An Alaska man and two police officers saved a baby moose from what police described as a "sure demise" after it fell into a lake and got stuck in a narrow space between a floatplane and a dock. The dramatic rescue was captured on video.

Spencer Warren, who works for the outdoor tourism company Destination Alaska Adventure Co., had arrived at work about 6:30 a.m. Friday to prepare a floatplane for the day's trip when he heard what he thought was an odd-sounding bird.

He quickly spotted the moose calf stuck between the floats of the plane and the dock at Beluga Lake in Homer, a Kenai Peninsula community about 220 miles south of Anchorage. The floats replace the wheels on a plane, allowing it to take off and land on water.

He immediately thought, "Oh, man, where is mama? I know she's nearby," before spotting the worried mother about 4 feet away with another calf. Mother moose can be dangerously protective of their calves - a photographer was killed by a mama moose protecting her young just last month in Homer.

Alaska Moose Calf Rescue
In this image taken from video provided by Spencer Warren, who works for a wilderness guiding service, he arrived about 6:30 a.m. Friday, June 14, 2024, to prepare the floatplane for a client's trip when he discovered the calf trapped in Beluga Lake in Homer, Alaska.  Spencer Warren / AP

The baby moose tried to get out of the lake, but couldn't get its footing on the top of the metal float with its hooves. Its wary mother was keeping Warren, the would-be rescuer, from getting too close as it struggled.
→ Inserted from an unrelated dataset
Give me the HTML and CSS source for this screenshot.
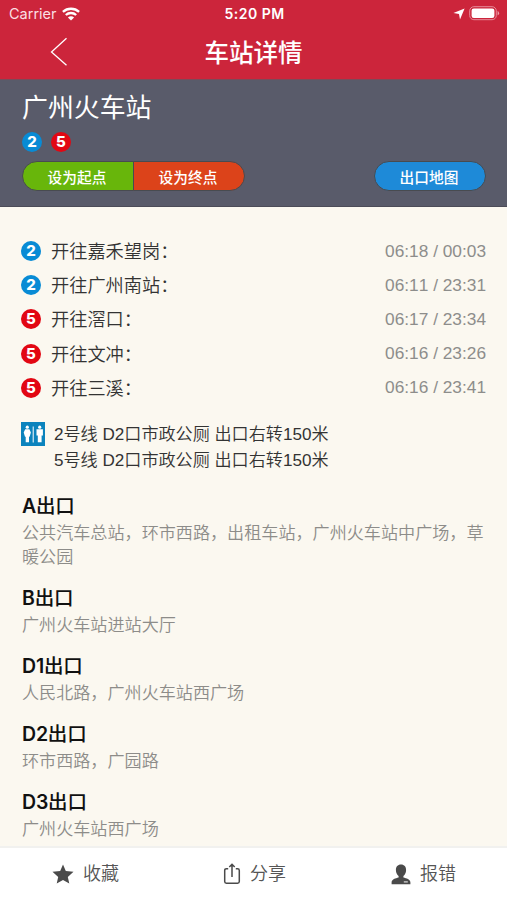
FILE: index.html
```html
<!DOCTYPE html>
<html lang="zh-CN">
<head>
<meta charset="utf-8">
<title>车站详情</title>
<link rel="stylesheet" href="styles.css">
</head>
<body>
<div class="app">
  <header class="top">
    <div class="status">
      <div class="carrier"><span>Carrier</span>
        <svg width="18" height="14" viewBox="0 0 18 14" fill="none" stroke="#fff" stroke-width="2.3"><path d="M.9 4.9C5.5.7 12.5.7 17.1 4.9M3.8 8c3-2.7 7.400-2.700 10.400 0"/><path d="M9 13.600 5.900 10.400c1.700-1.500 4.500-1.500 6.200 0z" fill="#fff" stroke="none"/></svg>
      </div>
      <div class="clock">5:20 PM</div>
      <div class="power">
        <svg width="12" height="12" viewBox="0 0 12 12" fill="#fff"><path d="M11.600.4 7 11.600 6 6 .4 5z"/></svg>
        <svg width="31" height="15" viewBox="0 0 31 15"><rect x=".7" y=".7" width="26.600" height="13" rx="4.200" fill="none" stroke="#e58b99"/><rect x="2.600" y="2.500" width="22.800" height="9.400" rx="2.200" fill="#fff"/><path d="M28.600 4.800q3 2.400 0 4.800z" fill="#eba0ab"/></svg>
      </div>
    </div>
    <div class="nav">
      <svg class="back" width="18" height="30" viewBox="0 0 18 30" fill="none" stroke="#fff" stroke-width="1.300"><path d="M16.500 1.300 1.500 15l15 13.300"/></svg>
      <h1>车站详情</h1>
    </div>
  </header>
  <section class="station">
    <h2>广州火车站</h2>
    <div class="badges"><span class="num blue">2</span><span class="num red">5</span></div>
    <div class="actions">
      <div class="pair"><button class="start">设为起点</button><button class="end">设为终点</button></div>
      <button class="map">出口地图</button>
    </div>
  </section>
  <main>
    <ul class="lines">
      <li><span class="num blue">2</span><span class="dir">开往嘉禾望岗：</span><span class="time">06:18 / 00:03</span></li>
      <li><span class="num blue">2</span><span class="dir">开往广州南站：</span><span class="time">06:11 / 23:31</span></li>
      <li><span class="num red">5</span><span class="dir">开往滘口：</span><span class="time">06:17 / 23:34</span></li>
      <li><span class="num red">5</span><span class="dir">开往文冲：</span><span class="time">06:16 / 23:26</span></li>
      <li><span class="num red">5</span><span class="dir">开往三溪：</span><span class="time">06:16 / 23:41</span></li>
    </ul>
    <div class="toilet">
      <svg width="24" height="24" viewBox="0 0 24 24"><path fill="#0b83bd" d="M0 0h24v24H0z"/><g fill="#fff"><circle cx="6.300" cy="5.200" r="1.600"/><path d="M4.200 7.200h4.200l1.500 3.300-1.300 4.200H8v5.500H4.700v-5.500H4L2.700 10.500z"/><path d="M11.700 4.500h1v16h-1z"/><circle cx="18.700" cy="5.200" r="1.600"/><path d="M15.500 7.200h6.400v6.300h-1.300v6.700h-3.800v-6.700h-1.300z"/></g></svg>
      <div class="places"><p>2号线 D2口市政公厕 出口右转150米</p><p>5号线 D2口市政公厕 出口右转150米</p></div>
    </div>
    <div class="exits">
      <section><h3><b>A</b>出口</h3><p>公共汽车总站，环市西路，出租车站，广州火车站中广场，草暖公园</p></section>
      <section><h3><b>B</b>出口</h3><p>广州火车站进站大厅</p></section>
      <section><h3><b>D1</b>出口</h3><p>人民北路，广州火车站西广场</p></section>
      <section><h3><b>D2</b>出口</h3><p>环市西路，广园路</p></section>
      <section><h3><b>D3</b>出口</h3><p>广州火车站西广场</p></section>
    </div>
  </main>
  <footer>
    <div class="tab"><svg width="22" height="20" viewBox="0 0 22 20" fill="#4a4a4a"><path d="m11 .4 2.800 6.500 7.700.8-5.700 5.200 1.500 6.700L11 16l-6.300 3.600 1.500-6.700L.5 7.700l7.700-.8z"/></svg><span>收藏</span></div>
    <div class="tab"><svg width="18" height="22" viewBox="0 0 18 22" fill="none" stroke="#4a4a4a" stroke-width="1.500"><path d="M5.200 5.700H3.400Q1.700 5.700 1.700 7.400v11.200q0 1.700 1.700 1.700h11.200q1.700 0 1.700-1.700V7.400q0-1.700-1.700-1.700h-1.800M9 14V1.500M6.300 4 9 1.300 11.700 4"/></svg><span>分享</span></div>
    <div class="tab"><svg width="20" height="21" viewBox="0 0 20 21" fill="#4a4a4a"><path d="M10 .5c3.300 0 5.100 2.300 5.100 5.400 0 2.600-1.200 4.900-2.700 6.100v1.500c3 1 7 1.500 7 5v1.700H.6v-1.700c0-3.500 4-4 7-5V12C6.100 10.800 4.900 8.500 4.900 5.900 4.900 2.800 6.700.5 10 .5z"/><path d="M12.800 17.300h4v1.200h-4z" fill="#ddd"/></svg><span>报错</span></div>
  </footer>
</div>
</body>
</html>
```
FILE: styles.css
```css
* { box-sizing: border-box; }
body, h1, h2, h3, p, ul { margin: 0; padding: 0; }
body { font-family: "Liberation Sans", "Noto Sans CJK SC", sans-serif; background: #fbf8f0; }
.app { width: 507px; height: 900px; display: flex; flex-direction: column; overflow: hidden; }
svg { display: block; flex: none; }
.top { height: 79px; flex: none; background: #cc253b; color: #fff; }
.status { height: 27px; padding: 0 7px 0 9px; display: grid; grid-template-columns: 1fr auto 1fr; align-items: center; font-family: Inter, sans-serif; font-size: 14.5px; }
.carrier { display: flex; align-items: center; gap: 5px; color: #fbdfe3; }
.clock { font-weight: 600; font-size: 14px; letter-spacing: .5px; }
.power { display: flex; justify-content: flex-end; align-items: center; gap: 4px; }
.nav { height: 52px; display: grid; grid-template-columns: 1fr auto 1fr; align-items: center; padding-bottom: 2px; }
.back { margin-left: 50px; }
.nav h1 { font-size: 24.5px; font-weight: 500; line-height: 36px; padding-top: 3px; }
.station { height: 128px; flex: none; background: #595b6a; border-top: 1px solid #7c4a59; border-bottom: 1px solid #4c4c58; padding: 9px 21px 0 22px; color: #fff; }
.station h2 { font-size: 25.9px; font-weight: 400; line-height: 39px; }
.badges { display: flex; gap: 9px; margin-top: 4px; }
.num { width: 20px; height: 20px; border-radius: 50%; flex: none; color: #fff; font: 800 15px/20px Inter, sans-serif; text-align: center; }
.blue { background: #088bd5; }
.red { background: #e20713; }
.actions { display: flex; justify-content: space-between; margin-top: 9px; }
.pair { display: flex; }
button { appearance: none; width: 112px; height: 30px; padding: 0 2px 0 0; border: 1px solid #484b50; color: #fff; font: 500 14.7px/27px "Noto Sans CJK SC", sans-serif; }
.start { background: #68b60b; border-radius: 15px 0 0 15px; }
.end { margin-left: -1px; background: #dc431a; border-radius: 0 15px 15px 0; }
.map { border-radius: 15px; background: #1e8ad8; }
main { flex: 1; min-height: 0; overflow: hidden; padding: 27px 21px 0; }
.lines { list-style: none; }
.lines li { display: flex; align-items: center; height: 34.2px; font-size: 18.200px; color: #333; }
.dir { margin-left: 10px; flex: 1; font-weight: 350; padding-bottom: 2px; }
.time { font-size: 17.300px; color: #8d8d8b; font-kerning: none; }
.toilet { display: flex; gap: 9px; margin-top: 17px; font-size: 17.1px; color: #333; line-height: 26.500px; font-weight: 350; }
.exits { margin-top: 15px; padding-left: 1px; }
.exits section { margin-bottom: 12px; }
.exits h3 { color: #111; font: 500 19.500px/33px Inter, "Noto Sans CJK SC", sans-serif; letter-spacing: -.2px; }
.exits b { font-weight: 600; }
.exits p { margin-top: -1px; color: #8d8c89; font-size: 17.1px; font-weight: 350; line-height: 24px; }
footer { height: 54px; flex: none; background: #fff; border-top: 2px solid #f1f1ef; display: grid; grid-template-columns: repeat(3, 1fr); }
.tab { display: flex; align-items: center; justify-content: center; gap: 9px; padding-left: 2px; font-size: 18px; color: #555; font-weight: 350; }
.tab span { padding-bottom: 4px; }
```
"It's like an ice rink for the moose and its hooves," Warren said of Friday's rescue. "So he just kept slipping and slipping and could not get up."
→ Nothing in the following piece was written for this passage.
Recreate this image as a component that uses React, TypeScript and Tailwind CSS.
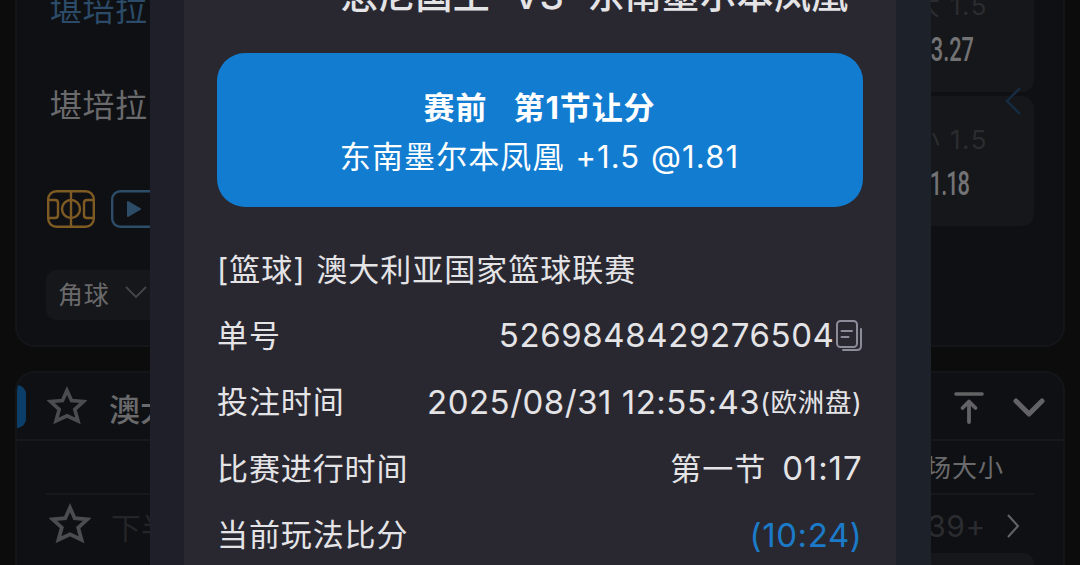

Warren checked in with his boss, who called Homer police.

One officer eventually positioned his police cruiser between the mama moose and the floatplane to allow another officer and Warren to rescue the calf, Homer Police Lt. Ryan Browning told The Associated Press.

The calf had one leg outstretched across the top of the plane's float, where it was stuck.
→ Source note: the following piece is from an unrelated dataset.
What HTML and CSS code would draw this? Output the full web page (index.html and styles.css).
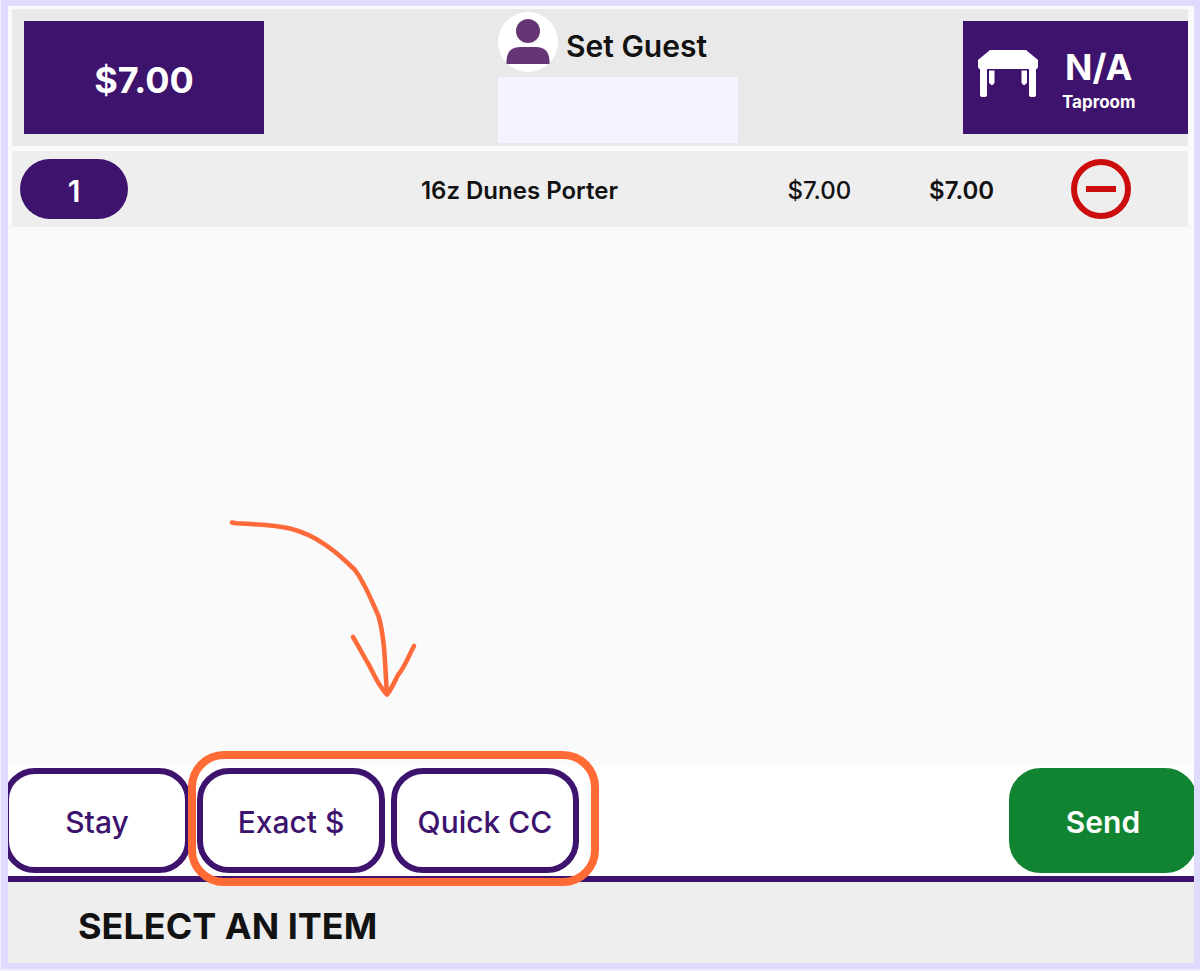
FILE: index.html
```html
<!DOCTYPE html>
<html lang="en">
<head>
<meta charset="utf-8">
<meta name="viewport" content="width=device-width, initial-scale=1">
<title>Order</title>
<link rel="stylesheet" href="styles.css">
</head>
<body>
<div class="frame">
  <header class="topbar">
    <button class="tile total-tile" type="button">$7.00</button>
    <div class="guest">
      <button class="guest-button" type="button">
        <svg class="avatar" viewBox="0 0 60 60" aria-hidden="true">
          <circle cx="30" cy="30" r="30" fill="#fff"/>
          <circle cx="30" cy="19" r="12" fill="#663576"/>
          <path d="M8.500 52V49Q9 35 22 35H38Q51 35 51.500 49V52Z" fill="#663576"/>
        </svg>
        <span>Set Guest</span>
      </button>
      <input class="guest-input" type="text" aria-label="Guest">
    </div>
    <button class="tile table-tile" type="button">
      <svg class="table-icon" viewBox="0 0 60 47" aria-hidden="true">
        <path d="M12 0H48L60 10V17Q60 19 58 19V45Q58 47 56 47H53Q51 47 51 45V19H9V45Q9 47 7 47H4Q2 47 2 45V19Q0 19 0 17V10Z" fill="#fff"/>
        <path d="M11 20.500H16.500V33L14 35.500L11 33ZM43.500 20.500H49V33L46 35.500L43.500 33Z" fill="#fff"/>
      </svg>
      <span class="table-label">
        <span class="table-name">N/A</span>
        <span class="table-area">Taproom</span>
      </span>
    </button>
  </header>

  <main class="order">
    <table class="items">
      <colgroup><col class="col-qty"><col class="col-name"><col class="col-price"><col class="col-sum"><col class="col-remove"></colgroup>
      <tbody>
        <tr>
          <td class="cell-qty"><button class="qty" type="button">1</button></td>
          <td class="cell-name">16z Dunes Porter</td>
          <td class="cell-price">$7.00</td>
          <td class="cell-sum">$7.00</td>
          <td class="cell-remove">
            <button class="remove" type="button" aria-label="Remove item">
              <svg viewBox="0 0 60 60" aria-hidden="true">
                <circle cx="30" cy="30" r="27" fill="none" stroke="#cd0d0d" stroke-width="6"/>
                <path d="M15 30H45" stroke="#cd0d0d" stroke-width="6"/>
              </svg>
            </button>
          </td>
        </tr>
      </tbody>
    </table>
  </main>

  <div class="actions">
    <button class="action" type="button">Stay</button>
    <div class="quick-pay">
      <button class="action" type="button">Exact $</button>
      <button class="action" type="button">Quick CC</button>
      <span class="highlight"></span>
      <svg class="arrow" viewBox="225 515 195 190" aria-hidden="true">
        <g fill="none" stroke="#ff6a3a" stroke-width="4.600" stroke-linecap="round" stroke-linejoin="round">
          <path d="M232 522.500L236 523.300C254 524 275 525 290 528.500C316 535 336 551 355 570C366 585 372 602 378.500 616C385 638 385 667 387 694"/>
          <path d="M353 637C359 647 363 655 369 665C374 675 379 687 387 694.500C391 690 394 683 398 675C405 667 409 655 414 646"/>
        </g>
      </svg>
    </div>
    <button class="action send" type="button">Send</button>
  </div>

  <footer class="prompt">
    <h1>SELECT AN ITEM</h1>
  </footer>
</div>
</body>
</html>
```
FILE: styles.css
```css
:root {
  --purple: #3d136d;
  --lavender: #dfdbff;
  --ink: #121212;
}

* {
  box-sizing: border-box;
}

body {
  margin: 0;
  padding: 0 0 2px 1px;
  background: #efedff;
  color: var(--ink);
  font-family: Inter, "Liberation Sans", sans-serif;
}

button,
input {
  margin: 0;
  padding: 0;
  border: 0;
  font: inherit;
  color: inherit;
}

button {
  cursor: pointer;
}

.frame {
  display: flex;
  flex-direction: column;
  min-height: calc(100vh - 2px);
  border: 6px solid var(--lavender);
  border-left-width: 7px;
  background: #fafafa;
  overflow: hidden;
}

.topbar {
  display: grid;
  grid-template-columns: 79fr 40fr 75fr;
  align-items: center;
  margin: 3px 6px 5px 4px;
  padding-left: 12px;
  background: #e9e9e9;
}

.tile {
  height: 113px;
  background: var(--purple);
  color: #fff;
  font-weight: 700;
}

.total-tile {
  width: 240px;
  padding-top: 4px;
  font-size: 36px;
}

.guest {
  display: flex;
  flex-direction: column;
  gap: 5px;
  padding: 3px 0;
}

.guest-button {
  display: flex;
  align-items: center;
  gap: 8px;
  background: none;
  font-size: 30px;
  font-weight: 600;
  white-space: nowrap;
}

.guest-button span {
  padding-top: 8px;
}

.avatar {
  flex: none;
  width: 60px;
  height: 60px;
}

.guest-input {
  width: 100%;
  height: 66px;
  padding: 0 12px;
  background: #f5f3ff;
  font-size: 24px;
}

.table-tile {
  display: flex;
  align-items: center;
  justify-self: end;
  gap: 24px;
  width: 225px;
  padding: 4px 15px 0;
}

.table-icon {
  flex: none;
  width: 60px;
  height: 47px;
  margin-bottom: 12px;
}

.table-label {
  display: flex;
  flex-direction: column;
  align-items: center;
}

.table-name {
  font-size: 36px;
  line-height: 44px;
}

.table-area {
  font-size: 17px;
  line-height: 26px;
}

.order {
  flex: 1;
  padding: 0 6px 0 4px;
}

.items {
  width: 100%;
  table-layout: fixed;
  border-collapse: collapse;
  background: #eee;
  font-size: 24px;
  text-align: center;
}

.col-qty { width: 23.6%; }
.col-name { width: 39.1%; }
.col-price { width: 11.9%; }
.col-sum { width: 12.3%; }
.col-remove { width: 13.1%; }

.items td {
  height: 76px;
  padding: 2px 0 0;
  vertical-align: middle;
}

.items .cell-qty {
  padding: 0 8px;
  text-align: left;
}

.cell-price {
  font-weight: 500;
}

.cell-name,
.cell-sum {
  font-weight: 600;
}

.items .cell-remove {
  padding: 0 20px 0 0;
}

.qty {
  display: block;
  width: 108px;
  height: 60px;
  padding-top: 4px;
  border-radius: 30px;
  background: var(--purple);
  color: #fff;
  font-size: 30px;
  font-weight: 600;
}

.remove {
  display: block;
  width: 60px;
  height: 60px;
  margin: 0 auto;
  background: none;
}

.remove svg {
  display: block;
}

.actions {
  display: flex;
  gap: 6px;
  padding: 3px 0;
  margin: 0 -3px 0 -5px;
  border-bottom: 6px solid var(--purple);
  background: #fff;
}

.action {
  width: 188px;
  height: 105px;
  padding-top: 2px;
  border: 6px solid var(--purple);
  border-radius: 32px;
  background: #fff;
  color: var(--purple);
  font-size: 30px;
  font-weight: 500;
}

.quick-pay {
  position: relative;
  display: flex;
  gap: 6px;
}

.highlight {
  position: absolute;
  inset: -17px -20px -13px -9px;
  border: 8px solid #ff6a35;
  border-radius: 36px;
  pointer-events: none;
}

.arrow {
  position: absolute;
  top: -253px;
  left: 28px;
  width: 195px;
  height: 190px;
  pointer-events: none;
}

.send {
  margin-left: auto;
  border-color: #118432;
  background: #118432;
  color: #fff;
  font-weight: 600;
}

.prompt {
  display: flex;
  align-items: center;
  height: 81px;
  padding: 6px 70px 0;
  background: #eee;
}

.prompt h1 {
  margin: 0;
  font-size: 36px;
  font-weight: 700;
}
```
"You know, kind of thankfully, he wasn't moving so that it made the rescue a little bit easier," Warren said. "We just lifted him straight out and, put him on the dock there."

The exhausted calf splayed out on the boardwalk until an officer helped it stand. The calf reunited with its mother and she licked the water off its body - all of it caught on camera by Warren.

"Anytime you can rescue a little critter, it always makes you feel good," Browning said.

The Homer Police Department posted Warren's video of the dramatic rescue on Facebook.

"Sometimes you really get to do something important in life," the police department wrote. "Our hats are off to Officers Morgan Tracy and Charles Lee who helped rescue a moose calf from sure demise early this morning."

Sometimes you really get to do something important in life. Our hats are off to Officers Morgan Tracy and Charles Lee...

Posted by Homer Police Department on Friday, June 14, 2024

According to the Alaska Department of Fish and Game, there are about 175,000 to 200,000 moose throughout the state. In the wild, moose rarely live more than 16 years.